San Diegans spent 2016 paying some of the nation's highest taxes, but there is now an opportunity to get more of that money back.
Every year, Del Mar resident Alisa Beyer donates old goods to charity.
"They come get everything from clothes to pots and pans, furniture, anything that you can't really use, and it's great to share it with people who need it," said Beyer.
Beyer's good deeds also mean an extra tax break from Uncle Sam, just before the calendar turns.
Charitable donations are not the only way some San Diegans can boost their tax refunds.
San Diegans who bought new cars in 2016 can write off the sales tax. Plus, they can deduct some losses from stocks they sell this year.

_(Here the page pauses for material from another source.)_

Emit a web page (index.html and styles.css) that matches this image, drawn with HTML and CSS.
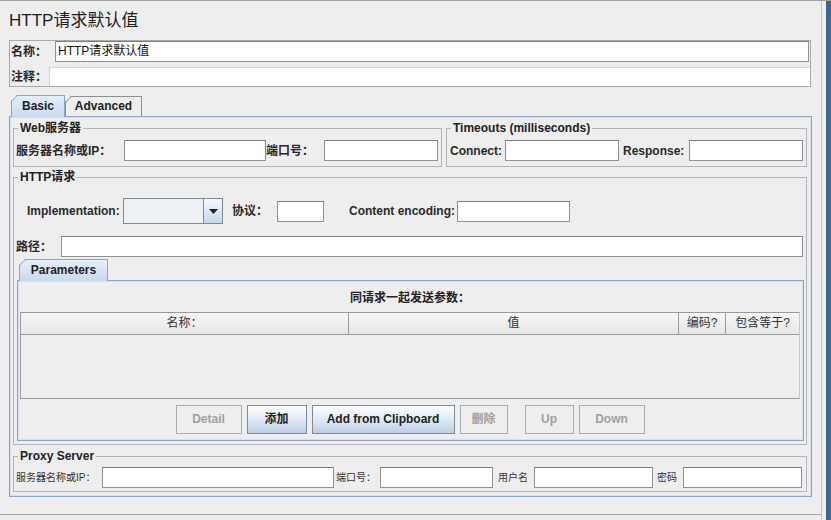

Those who own a home can pay the second installment of their property taxes now -- instead of waiting until the February deadline -- to get a bigger refund in early 2017.

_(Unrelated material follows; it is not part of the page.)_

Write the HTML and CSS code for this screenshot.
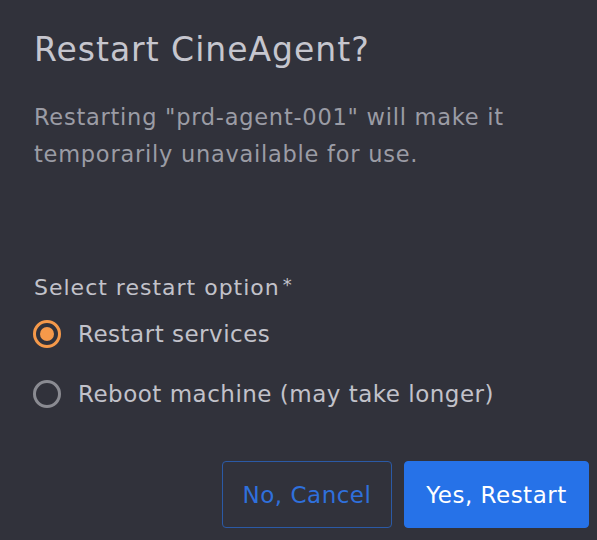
FILE: index.html
```html
<!DOCTYPE html>
<html>
<head>
<meta charset="utf-8">
<link rel="stylesheet" href="styles.css">
</head>
<body>
<div class="dialog">
  <h1 class="title">Restart CineAgent?</h1>
  <p class="desc">Restarting "prd-agent-001" will make it temporarily unavailable for use.</p>
  <div class="field">
    <div class="label">Select restart option<span class="req">*</span></div>
    <div class="options">
      <label class="option"><span class="radio checked"></span><span class="opt-text">Restart services</span></label>
      <label class="option"><span class="radio"></span><span class="opt-text">Reboot machine (may take longer)</span></label>
    </div>
  </div>
  <div class="actions">
    <button class="btn btn-secondary">No, Cancel</button>
    <button class="btn btn-primary">Yes, Restart</button>
  </div>
</div>
</body>
</html>
```

FILE: styles.css
```css
html, body {
  margin: 0;
  padding: 0;
  background: #31323b;
}
.dialog {
  width: 597px;
  height: 540px;
  box-sizing: border-box;
  background: #31323b;
  padding: 29px 8px 0 34px;
  font-family: "DejaVu Sans", "Open Sans", sans-serif;
  display: flex;
  flex-direction: column;
}
.title {
  margin: 0;
  font-size: 33px;
  line-height: 42px;
  letter-spacing: 1px;
  font-weight: 400;
  color: #c6c6ce;
}
.desc {
  margin: 28px 0 0;
  width: 500px;
  font-size: 22.5px;
  line-height: 37px;
  letter-spacing: 0.75px;
  color: #9b9ca5;
}
.field {
  margin-top: 97px;
}
.label {
  font-size: 22px;
  line-height: 30px;
  letter-spacing: 1px;
  color: #c2c2ca;
}
.req {
  font-size: 18px;
  vertical-align: 4px;
  margin-left: 3px;
}
.options {
  margin-top: 11px;
  display: flex;
  flex-direction: column;
  gap: 20px;
}
.option {
  display: flex;
  align-items: center;
  height: 40px;
  gap: 17px;
}
.radio {
  width: 28px;
  height: 28px;
  box-sizing: border-box;
  border-radius: 50%;
  border: 3px solid #8a8b92;
  margin-left: -1px;
  display: flex;
  align-items: center;
  justify-content: center;
}
.radio.checked {
  border-color: #f5994a;
}
.radio.checked::after {
  content: "";
  width: 14px;
  height: 14px;
  border-radius: 50%;
  background: #f5994a;
}
.opt-text {
  font-size: 23px;
  line-height: 40px;
  letter-spacing: 0.5px;
  color: #c2c2ca;
}
.actions {
  margin-top: auto;
  margin-bottom: 12px;
  display: flex;
  justify-content: flex-end;
  gap: 12px;
}
.btn {
  height: 67px;
  box-sizing: border-box;
  border-radius: 4px;
  font-family: "DejaVu Sans", "Open Sans", sans-serif;
  font-size: 23px;
  letter-spacing: 0.5px;
  padding: 0;
  cursor: pointer;
}
.btn-secondary {
  width: 170px;
  background: transparent;
  border: 1px solid #2b5aa6;
  color: #2f70dc;
}
.btn-primary {
  width: 185px;
  background: #2672e8;
  border: 1px solid #2672e8;
  color: #ffffff;
}
```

Some college students and their parents can pay next semester's tuition before New Year's Day and then get some of it back.

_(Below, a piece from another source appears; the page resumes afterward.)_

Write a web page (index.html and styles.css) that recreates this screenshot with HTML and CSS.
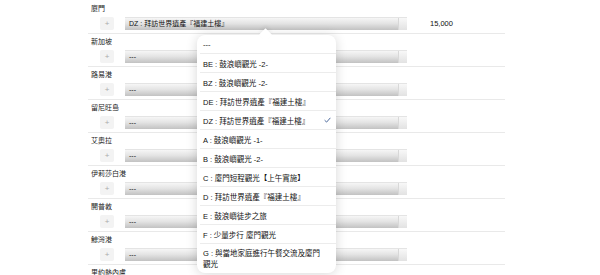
FILE: index.html
```html
<!DOCTYPE html>
<html>
<head>
    <title>行程選擇</title>
    <link rel="stylesheet" href="styles.css">
</head>
<body>
    <div class="page">
        <div class="port-row">
            <div class="port-name">廈門</div>
            <div class="port-controls">
                <span class="add-btn">+</span>
                <div class="tour-select"><span class="tour-value">DZ : 拜訪世界遺產『福建土樓』</span><span class="select-cap"></span></div>
                <span class="price">15,000</span>
            </div>
        </div>
        <div class="port-row">
            <div class="port-name">新加坡</div>
            <div class="port-controls">
                <span class="add-btn">+</span>
                <div class="tour-select"><span class="tour-value">---</span><span class="select-cap"></span></div>
            </div>
        </div>
        <div class="port-row">
            <div class="port-name">路易港</div>
            <div class="port-controls">
                <span class="add-btn">+</span>
                <div class="tour-select"><span class="tour-value">---</span><span class="select-cap"></span></div>
            </div>
        </div>
        <div class="port-row">
            <div class="port-name">留尼旺島</div>
            <div class="port-controls">
                <span class="add-btn">+</span>
                <div class="tour-select"><span class="tour-value">---</span><span class="select-cap"></span></div>
            </div>
        </div>
        <div class="port-row">
            <div class="port-name">艾奧拉</div>
            <div class="port-controls">
                <span class="add-btn">+</span>
                <div class="tour-select"><span class="tour-value">---</span><span class="select-cap"></span></div>
            </div>
        </div>
        <div class="port-row">
            <div class="port-name">伊莉莎白港</div>
            <div class="port-controls">
                <span class="add-btn">+</span>
                <div class="tour-select"><span class="tour-value">---</span><span class="select-cap"></span></div>
            </div>
        </div>
        <div class="port-row">
            <div class="port-name">開普敦</div>
            <div class="port-controls">
                <span class="add-btn">+</span>
                <div class="tour-select"><span class="tour-value">---</span><span class="select-cap"></span></div>
            </div>
        </div>
        <div class="port-row">
            <div class="port-name">鯨灣港</div>
            <div class="port-controls">
                <span class="add-btn">+</span>
                <div class="tour-select"><span class="tour-value">---</span><span class="select-cap"></span></div>
            </div>
        </div>
        <div class="port-row">
            <div class="port-name">里約熱內盧</div>
            <div class="port-controls">
                <span class="add-btn">+</span>
                <div class="tour-select"><span class="tour-value">---</span><span class="select-cap"></span></div>
            </div>
        </div>

        <!-- option popover of the first select -->
        <div class="popover">
            <span class="popover-arrow"></span>
            <ul class="option-list">
                <li class="option">---</li>
                <li class="option">BE : 鼓浪嶼觀光 -2-</li>
                <li class="option">BZ : 鼓浪嶼觀光 -2-</li>
                <li class="option">DE : 拜訪世界遺產『福建土樓』</li>
                <li class="option selected">DZ : 拜訪世界遺產『福建土樓』
                    <svg class="check" width="7" height="6" viewBox="0 0 7 6"><path d="M0.6 3.2 L2.6 5.1 L6.4 0.8" fill="none" stroke="#4d6a9c" stroke-width="1"/></svg>
                </li>
                <li class="option">A : 鼓浪嶼觀光 -1-</li>
                <li class="option">B : 鼓浪嶼觀光 -2-</li>
                <li class="option">C : 廈門短程觀光【上午實施】</li>
                <li class="option">D : 拜訪世界遺產『福建土樓』</li>
                <li class="option">E : 鼓浪嶼徒步之旅</li>
                <li class="option">F : 少量步行 廈門觀光</li>
                <li class="option option-tall">G : 與當地家庭進行午餐交流及廈門觀光</li>
            </ul>
        </div>
    </div>
</body>
</html>
```

FILE: styles.css
```css
body {
    margin: 0;
    padding: 0;
    background-color: #fff;
    font-family: "Liberation Sans", "Noto Sans CJK TC", sans-serif;
    color: #111;
    overflow: hidden;
}

.page {
    position: relative;
    margin-left: 88px;
    width: 417px;
}

.port-row {
    padding: 3px 0 3px 0;
    border-bottom: 1px solid #e9e9e9;
}

.port-row:first-child {
    padding-top: 4px;
}

.port-name {
    padding-left: 3px;
    font-size: 7px;
    line-height: 10px;
    color: #1a1a1a;
}

.port-controls {
    display: flex;
    align-items: center;
    margin-top: 3px;
    height: 13px;
}

.add-btn {
    width: 14px;
    height: 13px;
    margin-left: 12px;
    background-color: #f3f3f3;
    border-radius: 2px;
    color: #aaa;
    font-size: 8px;
    line-height: 13px;
    text-align: center;
}

.tour-select {
    display: flex;
    width: 282px;
    height: 12px;
    margin-left: 11px;
    border-top: 1px solid #e4e4e4;
    background: linear-gradient(#f6f6f6, #e4e4e4 45%, #c2c2c2);
}

.tour-value {
    flex: 1;
    padding-left: 4px;
    font-size: 7px;
    line-height: 12px;
    color: #111;
}

.select-cap {
    width: 8px;
    border-left: 1px solid #d8d8d8;
    background: linear-gradient(#f8f8f8, #e2e2e2);
}

.price {
    margin-left: 23px;
    font-size: 7.5px;
    color: #111;
}

.popover {
    position: absolute;
    left: 109px;
    top: 35px;
    width: 139px;
    background-color: #fff;
    border-radius: 8px;
    box-shadow: 0 1px 12px rgba(0, 0, 0, 0.16);
}

.popover-arrow {
    position: absolute;
    top: -5px;
    left: 64px;
    width: 9px;
    height: 9px;
    background-color: #fff;
    transform: rotate(45deg);
    box-shadow: -2px -2px 4px rgba(0, 0, 0, 0.05);
}

.option-list {
    position: relative;
    list-style-type: none;
    margin: 0;
    padding: 0;
}

.option {
    display: flex;
    justify-content: space-between;
    align-items: center;
    height: 18px;
    margin-left: 3px;
    padding: 0 13px 0 3px;
    border-bottom: 1px solid #ececec;
    font-size: 7.5px;
    color: #111;
}

.option .check {
    margin-right: -8px;
}

.option-tall {
    display: block;
    height: auto;
    padding-top: 4px;
    padding-bottom: 3px;
    line-height: 11px;
    border-bottom: none;
}
```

"But you have to pay it up front, so you have to decide," Beyer said.
Greg McBride, Bankrate's chief financial analyst, said the extra payments can make an incremental difference in tax refunds.
"It pays to think about these things today rather than this time next week, because that's the difference," he said. "If you take these actions now, it makes an incremental difference on taxes you're going to file in a couple months. If you wait until next week to think about things, it's not going to make a difference for another 14 months."
Beyer said she's got about $2,000 back with all her donations, but it's not like she splurges.
"We have three kids in private school," she said. "So it usually just gets plowed back into whatever you're doing."